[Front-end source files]
● ● ● ● ● ● ●

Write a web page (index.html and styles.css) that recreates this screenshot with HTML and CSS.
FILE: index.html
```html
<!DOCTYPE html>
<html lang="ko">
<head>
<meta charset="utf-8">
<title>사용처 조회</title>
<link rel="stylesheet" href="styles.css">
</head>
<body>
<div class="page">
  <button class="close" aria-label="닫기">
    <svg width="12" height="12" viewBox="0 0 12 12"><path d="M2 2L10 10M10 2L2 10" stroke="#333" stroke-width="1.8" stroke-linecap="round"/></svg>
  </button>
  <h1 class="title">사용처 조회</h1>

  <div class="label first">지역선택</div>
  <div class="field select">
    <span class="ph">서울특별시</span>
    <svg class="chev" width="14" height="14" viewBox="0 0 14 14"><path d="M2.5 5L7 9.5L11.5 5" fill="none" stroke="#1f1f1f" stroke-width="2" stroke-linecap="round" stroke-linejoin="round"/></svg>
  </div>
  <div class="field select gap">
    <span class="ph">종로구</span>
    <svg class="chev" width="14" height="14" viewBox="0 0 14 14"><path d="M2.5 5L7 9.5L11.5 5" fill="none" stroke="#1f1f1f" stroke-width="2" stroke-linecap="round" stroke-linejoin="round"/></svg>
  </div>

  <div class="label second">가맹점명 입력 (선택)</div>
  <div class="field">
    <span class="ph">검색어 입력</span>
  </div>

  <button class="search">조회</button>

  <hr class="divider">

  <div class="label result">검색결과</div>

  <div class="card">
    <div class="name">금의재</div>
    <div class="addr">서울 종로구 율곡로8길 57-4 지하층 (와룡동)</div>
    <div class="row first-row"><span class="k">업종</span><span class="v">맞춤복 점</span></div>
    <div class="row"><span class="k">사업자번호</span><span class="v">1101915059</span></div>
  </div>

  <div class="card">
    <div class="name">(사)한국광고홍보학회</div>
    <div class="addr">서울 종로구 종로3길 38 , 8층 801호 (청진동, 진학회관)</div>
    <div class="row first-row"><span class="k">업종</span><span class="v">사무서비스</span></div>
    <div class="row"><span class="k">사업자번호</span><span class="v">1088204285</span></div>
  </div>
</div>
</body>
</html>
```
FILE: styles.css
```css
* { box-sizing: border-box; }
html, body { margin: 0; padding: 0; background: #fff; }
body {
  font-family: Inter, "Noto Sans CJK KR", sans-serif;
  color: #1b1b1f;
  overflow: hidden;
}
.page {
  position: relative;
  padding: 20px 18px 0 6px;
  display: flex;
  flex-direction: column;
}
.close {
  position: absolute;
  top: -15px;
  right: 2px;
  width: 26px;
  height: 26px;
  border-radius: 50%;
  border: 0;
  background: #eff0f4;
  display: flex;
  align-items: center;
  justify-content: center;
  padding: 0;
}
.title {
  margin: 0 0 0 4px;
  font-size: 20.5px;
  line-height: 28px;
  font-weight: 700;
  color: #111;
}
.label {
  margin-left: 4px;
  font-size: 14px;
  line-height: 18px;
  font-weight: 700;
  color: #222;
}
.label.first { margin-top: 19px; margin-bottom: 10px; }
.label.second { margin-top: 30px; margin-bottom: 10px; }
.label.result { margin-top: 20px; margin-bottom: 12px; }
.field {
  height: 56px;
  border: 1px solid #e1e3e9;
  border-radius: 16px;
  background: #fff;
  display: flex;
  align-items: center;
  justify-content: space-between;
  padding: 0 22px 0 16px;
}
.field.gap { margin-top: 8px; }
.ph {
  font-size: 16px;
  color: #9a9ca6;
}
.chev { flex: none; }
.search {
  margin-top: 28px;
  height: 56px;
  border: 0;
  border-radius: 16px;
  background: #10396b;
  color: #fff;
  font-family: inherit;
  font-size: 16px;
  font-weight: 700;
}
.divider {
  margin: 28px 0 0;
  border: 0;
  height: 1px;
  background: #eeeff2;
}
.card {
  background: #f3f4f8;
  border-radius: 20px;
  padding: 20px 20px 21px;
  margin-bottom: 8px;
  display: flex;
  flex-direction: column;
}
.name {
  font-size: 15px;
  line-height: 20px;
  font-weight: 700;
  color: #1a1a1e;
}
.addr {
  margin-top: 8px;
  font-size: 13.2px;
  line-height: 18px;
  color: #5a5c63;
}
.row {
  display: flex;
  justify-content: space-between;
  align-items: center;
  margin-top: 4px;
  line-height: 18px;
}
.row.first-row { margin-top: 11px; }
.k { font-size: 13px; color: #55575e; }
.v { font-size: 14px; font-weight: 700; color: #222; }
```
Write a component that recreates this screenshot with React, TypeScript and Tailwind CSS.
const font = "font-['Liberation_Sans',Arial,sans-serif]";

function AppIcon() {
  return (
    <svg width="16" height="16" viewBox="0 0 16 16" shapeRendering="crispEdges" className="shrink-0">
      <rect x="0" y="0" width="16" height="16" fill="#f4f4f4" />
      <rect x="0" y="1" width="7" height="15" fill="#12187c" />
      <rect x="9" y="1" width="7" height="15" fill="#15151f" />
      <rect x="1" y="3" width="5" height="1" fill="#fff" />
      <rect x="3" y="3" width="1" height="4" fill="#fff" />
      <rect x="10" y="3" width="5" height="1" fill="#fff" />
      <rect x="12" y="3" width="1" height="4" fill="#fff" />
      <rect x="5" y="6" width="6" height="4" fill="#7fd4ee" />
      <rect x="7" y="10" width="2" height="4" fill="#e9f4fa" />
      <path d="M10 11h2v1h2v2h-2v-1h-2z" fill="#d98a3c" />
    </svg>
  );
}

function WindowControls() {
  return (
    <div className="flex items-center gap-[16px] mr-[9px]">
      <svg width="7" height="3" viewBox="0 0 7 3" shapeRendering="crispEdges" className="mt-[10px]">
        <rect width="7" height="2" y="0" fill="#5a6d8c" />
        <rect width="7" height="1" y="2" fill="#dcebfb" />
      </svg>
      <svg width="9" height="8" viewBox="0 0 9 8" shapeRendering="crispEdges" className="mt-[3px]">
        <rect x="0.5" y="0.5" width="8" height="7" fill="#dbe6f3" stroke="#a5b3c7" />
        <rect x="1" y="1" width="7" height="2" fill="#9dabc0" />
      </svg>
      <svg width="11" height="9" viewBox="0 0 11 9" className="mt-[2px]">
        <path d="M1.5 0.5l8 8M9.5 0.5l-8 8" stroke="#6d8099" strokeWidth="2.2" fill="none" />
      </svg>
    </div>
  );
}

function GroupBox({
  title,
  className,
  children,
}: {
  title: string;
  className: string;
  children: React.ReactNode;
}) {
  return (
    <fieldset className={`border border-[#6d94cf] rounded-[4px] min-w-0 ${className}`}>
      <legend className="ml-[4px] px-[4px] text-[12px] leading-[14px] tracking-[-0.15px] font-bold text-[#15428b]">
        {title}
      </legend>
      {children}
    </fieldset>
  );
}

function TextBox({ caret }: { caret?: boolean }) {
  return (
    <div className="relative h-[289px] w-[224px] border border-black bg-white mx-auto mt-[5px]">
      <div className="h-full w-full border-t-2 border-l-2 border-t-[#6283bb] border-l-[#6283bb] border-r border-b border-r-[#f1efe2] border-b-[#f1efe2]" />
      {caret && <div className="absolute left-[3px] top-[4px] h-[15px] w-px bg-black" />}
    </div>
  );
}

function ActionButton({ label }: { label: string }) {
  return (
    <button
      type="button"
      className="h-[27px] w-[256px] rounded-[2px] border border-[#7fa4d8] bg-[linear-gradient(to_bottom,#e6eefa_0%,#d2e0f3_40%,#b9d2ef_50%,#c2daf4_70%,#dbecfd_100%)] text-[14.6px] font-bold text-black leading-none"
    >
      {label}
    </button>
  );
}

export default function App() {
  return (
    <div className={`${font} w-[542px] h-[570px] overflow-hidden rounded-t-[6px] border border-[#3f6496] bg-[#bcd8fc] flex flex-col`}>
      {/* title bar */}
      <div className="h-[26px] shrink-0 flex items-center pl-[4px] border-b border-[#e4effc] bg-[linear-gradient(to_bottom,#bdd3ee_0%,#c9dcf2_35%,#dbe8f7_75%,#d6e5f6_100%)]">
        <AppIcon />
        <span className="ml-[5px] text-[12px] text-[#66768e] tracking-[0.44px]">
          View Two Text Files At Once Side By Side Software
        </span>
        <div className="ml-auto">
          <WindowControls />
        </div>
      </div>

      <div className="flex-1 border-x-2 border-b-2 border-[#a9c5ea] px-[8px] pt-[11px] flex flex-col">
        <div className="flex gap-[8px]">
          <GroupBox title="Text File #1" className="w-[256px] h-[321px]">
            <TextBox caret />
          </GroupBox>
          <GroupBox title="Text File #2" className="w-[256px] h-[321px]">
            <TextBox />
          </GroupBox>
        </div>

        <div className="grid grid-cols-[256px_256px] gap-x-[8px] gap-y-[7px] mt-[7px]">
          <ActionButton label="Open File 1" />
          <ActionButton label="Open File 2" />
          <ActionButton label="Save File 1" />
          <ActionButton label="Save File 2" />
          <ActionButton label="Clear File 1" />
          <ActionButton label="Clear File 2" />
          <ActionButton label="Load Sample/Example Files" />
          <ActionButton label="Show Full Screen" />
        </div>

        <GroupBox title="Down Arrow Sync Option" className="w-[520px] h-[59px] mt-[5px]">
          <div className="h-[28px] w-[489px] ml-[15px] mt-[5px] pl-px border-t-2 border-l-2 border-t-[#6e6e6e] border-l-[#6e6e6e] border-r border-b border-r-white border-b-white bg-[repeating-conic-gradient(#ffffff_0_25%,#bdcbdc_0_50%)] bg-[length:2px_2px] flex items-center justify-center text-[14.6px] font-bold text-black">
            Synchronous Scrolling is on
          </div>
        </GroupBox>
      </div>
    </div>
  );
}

● ● ● ● ● ● ●

- Exercise objective:
Using the records given above, list every line that includes the word "index".

- Solution for this problem:
Write a web page (index.html and styles.css) that recreates this screenshot with HTML and CSS.
FILE: index.html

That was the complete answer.